WORK INSTRUCTIONS → Copy out the whole listing exactly as written, leaving the pictures behind.

[Items from a data source]
━━━━

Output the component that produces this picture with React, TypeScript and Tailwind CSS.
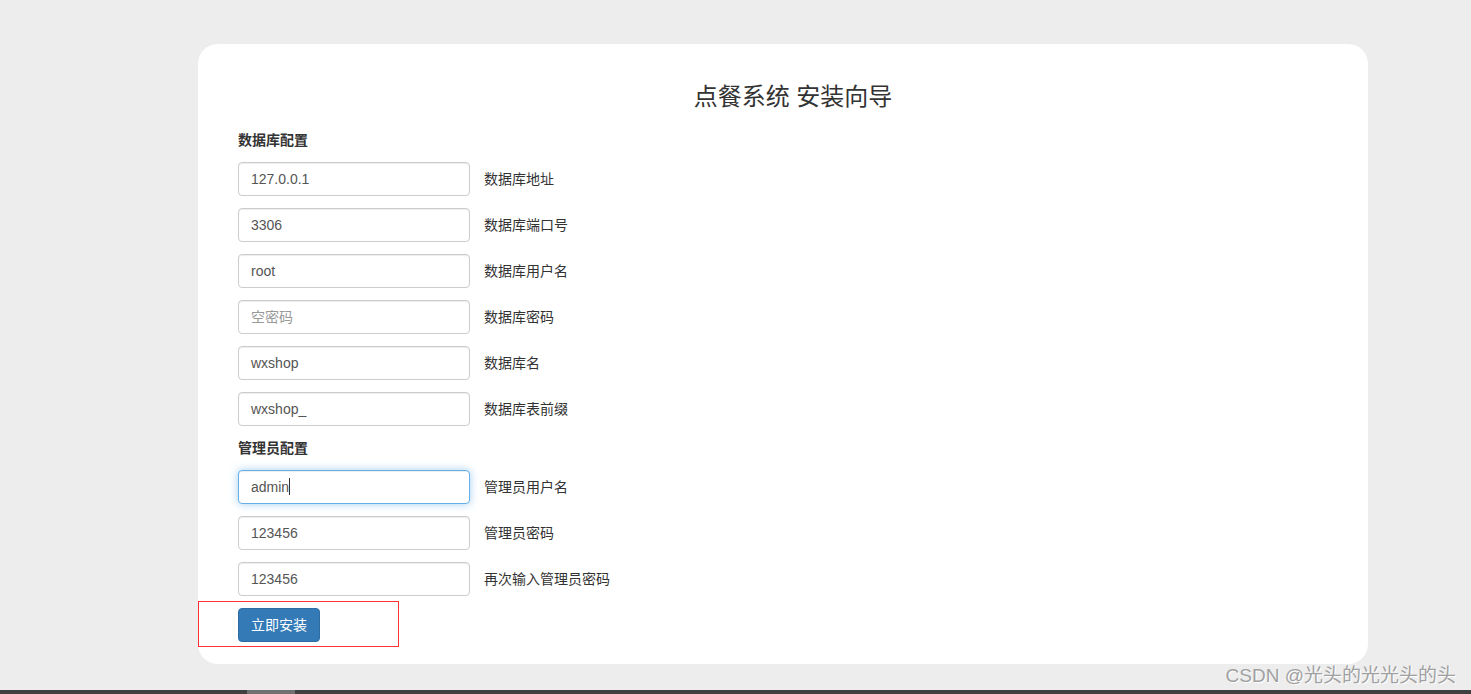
import React from "react";

const font = { fontFamily: '"Liberation Sans", Arial, "Noto Sans CJK SC", sans-serif' };

function Field({ value, label, placeholder, focused }: { value?: string; label: string; placeholder?: string; focused?: boolean }) {
  return (
    <div className="flex items-center gap-[14px]">
      <div
        className={
          "w-[232px] h-[34px] rounded-[4px] border px-[12px] flex items-center text-[14px] bg-white " +
          (focused
            ? "border-[#66afe9] shadow-[inset_0_1px_1px_rgba(0,0,0,0.075),0_0_8px_rgba(102,175,233,0.6)]"
            : "border-[#ccc] shadow-[inset_0_1px_1px_rgba(0,0,0,0.075)]")
        }
      >
        {value ? (
          <span className="text-[#555]">
            {value}
            {focused && <span className="inline-block w-px h-[17px] bg-[#333] align-middle -mt-[2px]" />}
          </span>
        ) : (
          <span className="text-[#999]">{placeholder}</span>
        )}
      </div>
      <span className="text-[14px] text-[#333]">{label}</span>
    </div>
  );
}

export default function App() {
  return (
    <div className="relative h-[694px] w-full bg-[#ededed] flex flex-col overflow-hidden" style={font}>
      <div className="flex-1 pt-[44px] pl-[198px] pr-[103px]">
        <div className="bg-white rounded-[20px] pt-[40px] pb-[22px] px-[40px] flex flex-col">
          <h3 className="text-[24px] leading-[26px] text-[#333] text-center pl-[20px] mb-[20px]">点餐系统 安装向导</h3>
          <div className="flex flex-col gap-[12px]">
            <div className="text-[14px] leading-[20px] font-bold text-[#333]">数据库配置</div>
            <Field value="127.0.0.1" label="数据库地址" />
            <Field value="3306" label="数据库端口号" />
            <Field value="root" label="数据库用户名" />
            <Field placeholder="空密码" label="数据库密码" />
            <Field value="wxshop" label="数据库名" />
            <Field value="wxshop_" label="数据库表前缀" />
            <div className="text-[14px] leading-[20px] font-bold text-[#333]">管理员配置</div>
            <Field value="admin" label="管理员用户名" focused />
            <Field value="123456" label="管理员密码" />
            <Field value="123456" label="再次输入管理员密码" />
            <div className="relative">
              <button className="h-[34px] w-[82px] rounded-[4px] bg-[#337ab7] border border-[#2e6da4] text-white text-[14px]">
                立即安装
              </button>
              <div className="absolute left-[-40px] top-[-7px] w-[201px] h-[46px] border border-[#ff3333] pointer-events-none" />
            </div>
          </div>
        </div>
      </div>
      <div className="h-[4px] bg-[#404040] flex">
        <div className="ml-[247px] w-[48px] h-full bg-[#707070]" />
      </div>
      <div
        className="absolute right-[15px] bottom-[6px] text-[19px] leading-[24px] text-[#a0a0a0] [text-shadow:1px_1px_0_#fff]"
        style={font}
      >
        CSDN @光头的光光头的头
      </div>
    </div>
  );
}
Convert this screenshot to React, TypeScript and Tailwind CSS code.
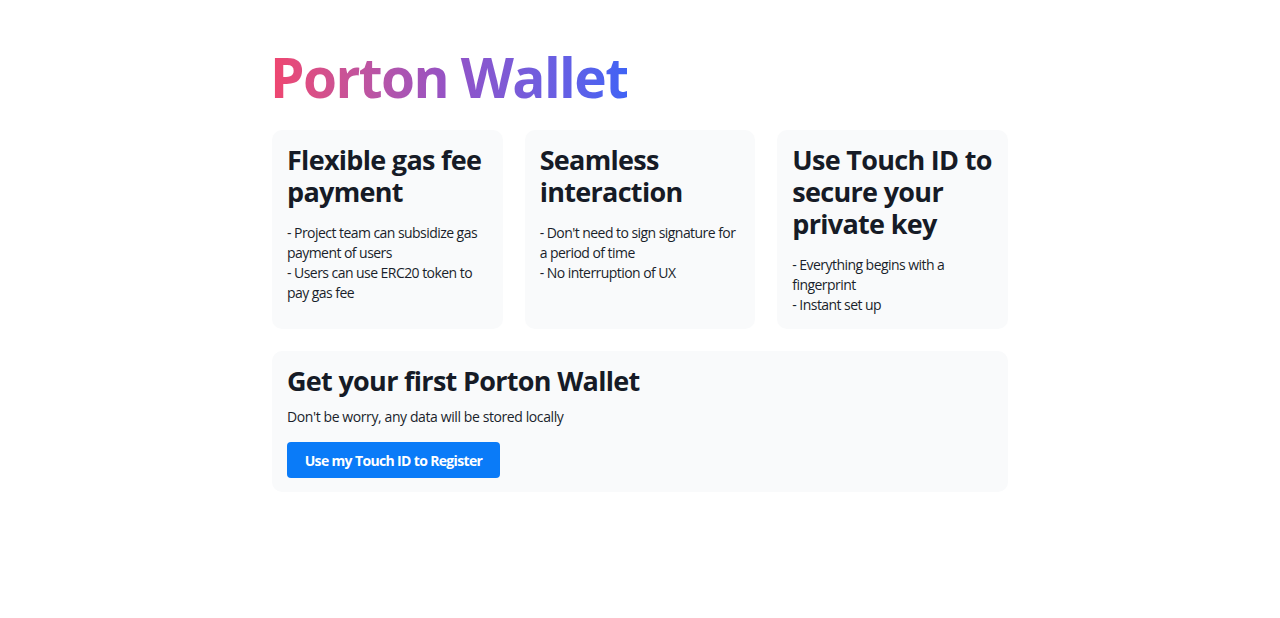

━━━━

EXPECTED ANSWER →
Output the component that produces this picture with React, TypeScript and Tailwind CSS.
import React from "react";

const font = { fontFamily: '"Liberation Sans", Arial, "Noto Sans CJK SC", sans-serif' };

function Field({ value, label, placeholder, focused }: { value?: string; label: string; placeholder?: string; focused?: boolean }) {
  return (
    <div className="flex items-center gap-[14px]">
      <div
        className={
          "w-[232px] h-[34px] rounded-[4px] border px-[12px] flex items-center text-[14px] bg-white " +
          (focused
            ? "border-[#66afe9] shadow-[inset_0_1px_1px_rgba(0,0,0,0.075),0_0_8px_rgba(102,175,233,0.6)]"
            : "border-[#ccc] shadow-[inset_0_1px_1px_rgba(0,0,0,0.075)]")
        }
      >
        {value ? (
          <span className="text-[#555]">
            {value}
            {focused && <span className="inline-block w-px h-[17px] bg-[#333] align-middle -mt-[2px]" />}
          </span>
        ) : (
          <span className="text-[#999]">{placeholder}</span>
        )}
      </div>
      <span className="text-[14px] text-[#333]">{label}</span>
    </div>
  );
}

export default function App() {
  return (
    <div className="relative h-[694px] w-full bg-[#ededed] flex flex-col overflow-hidden" style={font}>
      <div className="flex-1 pt-[44px] pl-[198px] pr-[103px]">
        <div className="bg-white rounded-[20px] pt-[40px] pb-[22px] px-[40px] flex flex-col">
          <h3 className="text-[24px] leading-[26px] text-[#333] text-center pl-[20px] mb-[20px]">点餐系统 安装向导</h3>
          <div className="flex flex-col gap-[12px]">
            <div className="text-[14px] leading-[20px] font-bold text-[#333]">数据库配置</div>
            <Field value="127.0.0.1" label="数据库地址" />
            <Field value="3306" label="数据库端口号" />
            <Field value="root" label="数据库用户名" />
            <Field placeholder="空密码" label="数据库密码" />
            <Field value="wxshop" label="数据库名" />
            <Field value="wxshop_" label="数据库表前缀" />
            <div className="text-[14px] leading-[20px] font-bold text-[#333]">管理员配置</div>
            <Field value="admin" label="管理员用户名" focused />
            <Field value="123456" label="管理员密码" />
            <Field value="123456" label="再次输入管理员密码" />
            <div className="relative">
              <button className="h-[34px] w-[82px] rounded-[4px] bg-[#337ab7] border border-[#2e6da4] text-white text-[14px]">
                立即安装
              </button>
              <div className="absolute left-[-40px] top-[-7px] w-[201px] h-[46px] border border-[#ff3333] pointer-events-none" />
            </div>
          </div>
        </div>
      </div>
      <div className="h-[4px] bg-[#404040] flex">
        <div className="ml-[247px] w-[48px] h-full bg-[#707070]" />
      </div>
      <div
        className="absolute right-[15px] bottom-[6px] text-[19px] leading-[24px] text-[#a0a0a0] [text-shadow:1px_1px_0_#fff]"
        style={font}
      >
        CSDN @光头的光光头的头
      </div>
    </div>
  );
}
Convert this screenshot to React, TypeScript and Tailwind CSS code.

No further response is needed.